O Samaritano é um comentário sagaz de Busiek ao mito da figura mais imponente dos quadrinhos, o homem de aço: Superman. Desde o visual e a fachada de rapaz desajustado para manter as aparências, até mesmo a profissão (assim como Superman, Samaritano também trabalha em um jornal), fica bem óbvia a comparação que o autor faz aqui. Vale lembrar que esse tipo de estudo de personagem baseado em personagens e num imaginário coletivo de outras editoras acontece constantemente em Astro City, é basicamente uma das características principais da série.

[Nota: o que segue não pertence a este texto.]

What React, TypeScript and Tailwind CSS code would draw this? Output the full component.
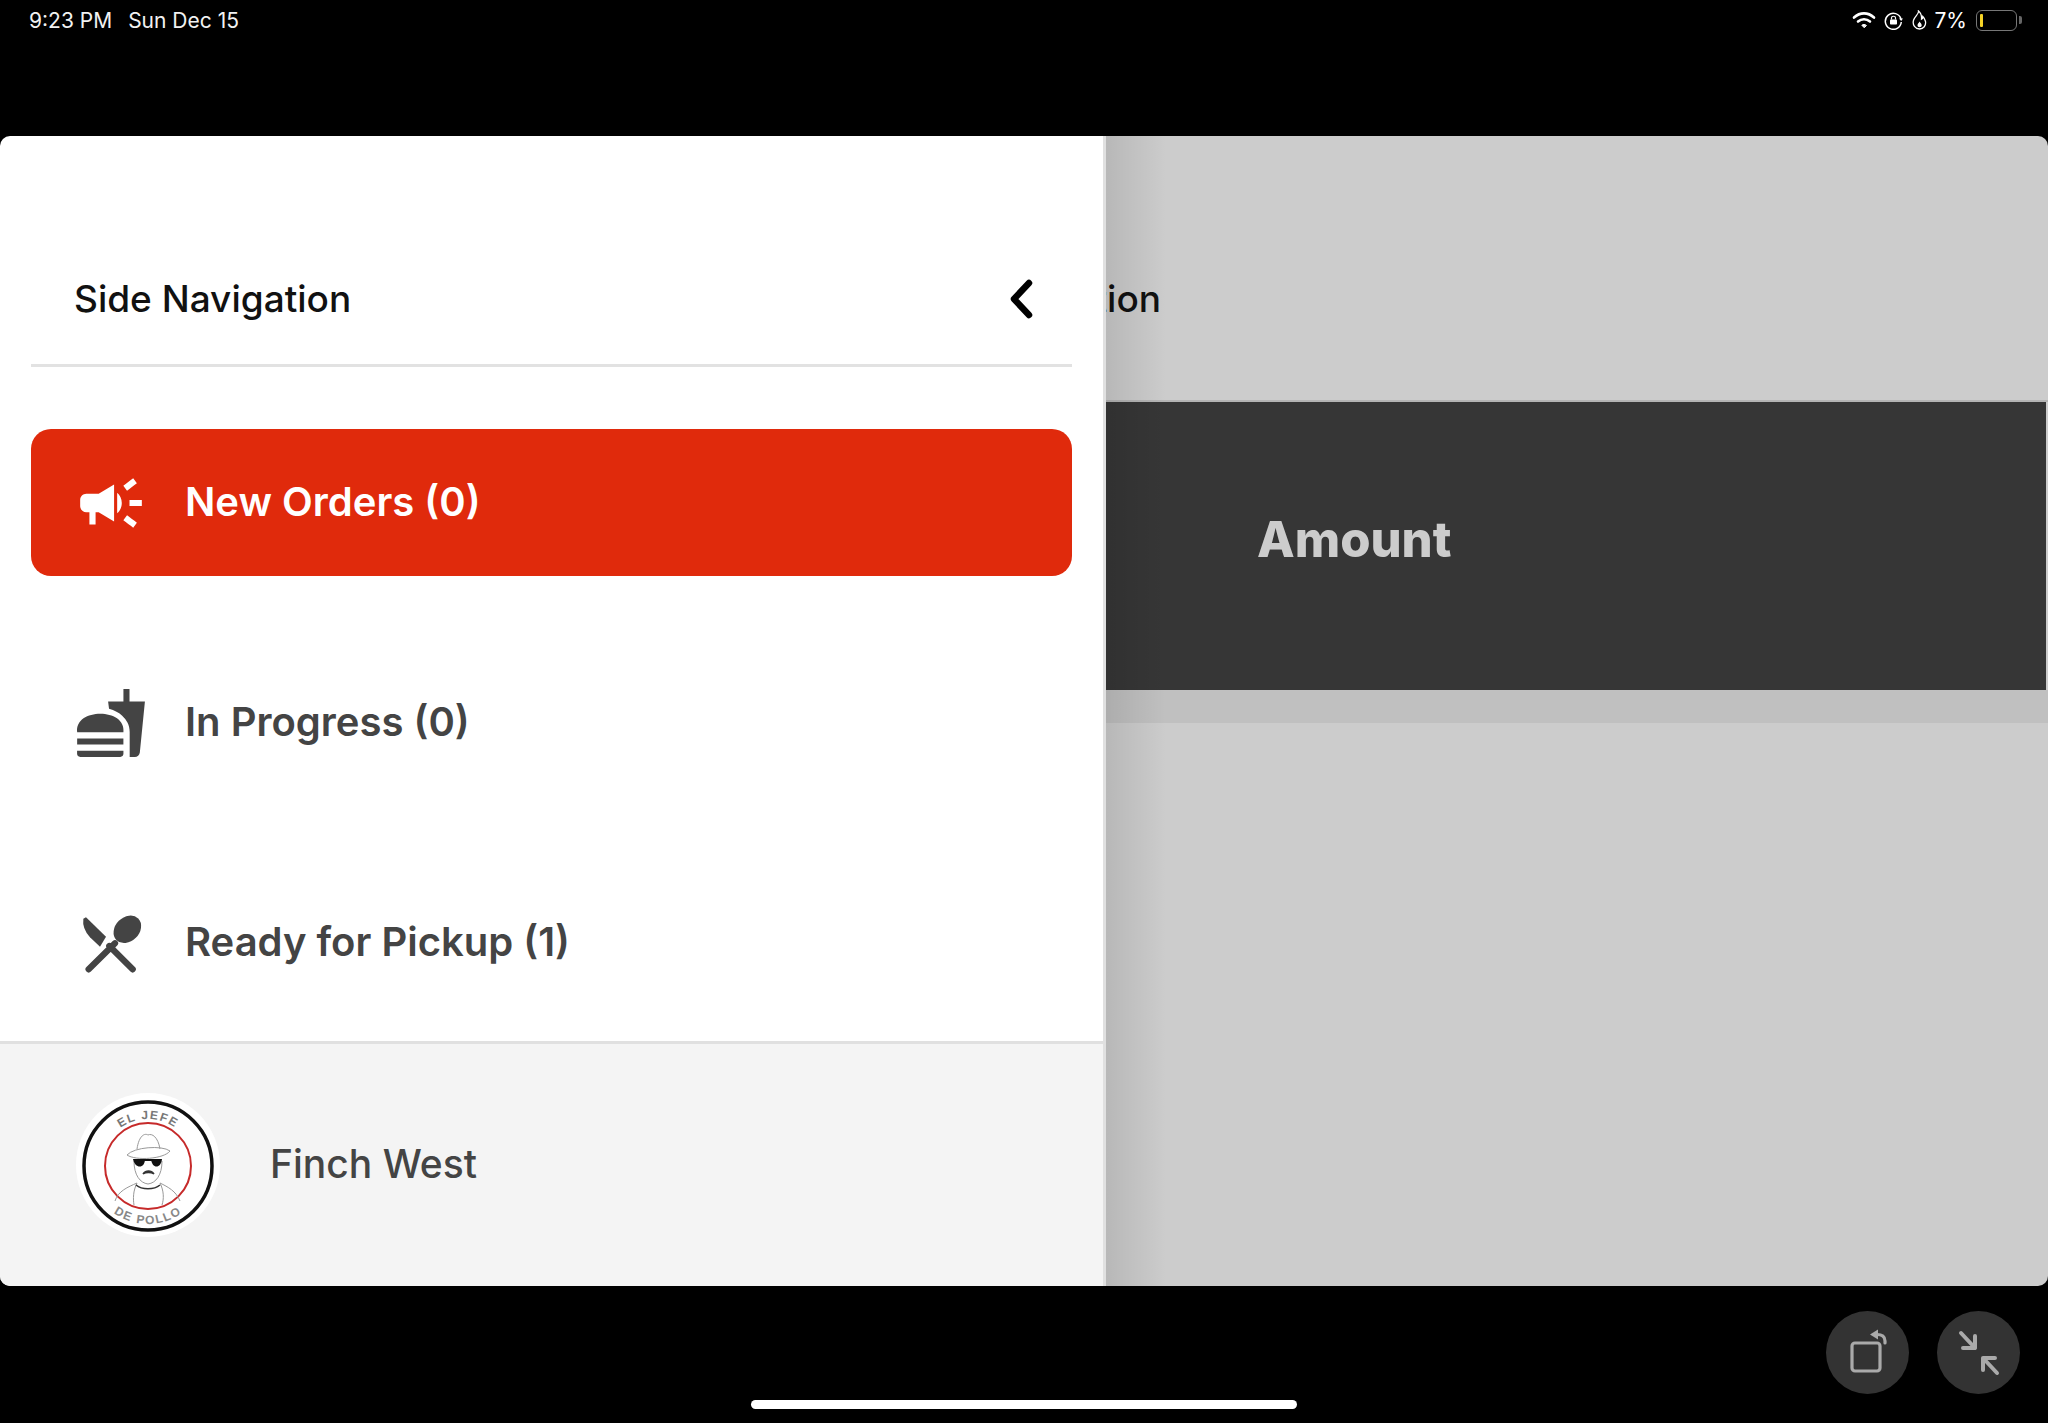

Em um dos painéis mais importantes da edição, o Samaritano reflete sobre a possibilidade de viver apenas sua identidade civil, o jornalista Asa Martin. Mas essa decisão significaria não ter mais tempo para atividades heroicas e isso o faz entrar em uma crise existencial.

Astro City

Se ficamos fascinados pelas aventuras do homem de aço com toda sua força e habilidades, o que faz do Samaritano algo moderno e criativo é o paralelo criado entre os dois personagens e o contraste na personalidade. Enquanto um considera sua atividade como super-herói um bem necessário, outro vive o desconforto de dedicar sua vida combatendo o crime e ajudando as pessoas. Isso não implica que o Samaritano seja uma pessoa ruim, ele apenas sofre com o peso da responsabilidade que é colocada em seus ombros.

Como privar o mundo de um poder tão grande? Ele deve sacrificar sua liberdade pelo bem de todos? Esse é um dos debates abertos por Busiek, e isso apenas na primeira edição.

Como já disse, Astro City é um enorme estudo de personagem dentro dos quadrinhos. Utilizar o voo, uma das maiores habilidades do Superman, como uma representação das limitações do Samaritano no mundo real é a melhor maneira de entregar um comentário poderoso. Nos sonhos ele está nu, sem seu uniforme, isso é mais que um sonho, é uma ânsia pela liberdade.

Essa é a precisão com a qual Busiek consegue se aproveitar do universo dos quadrinhos para trazer uma reflexão única e novas perspectivas do que pode ser feito com as narrativas sobre super-heróis.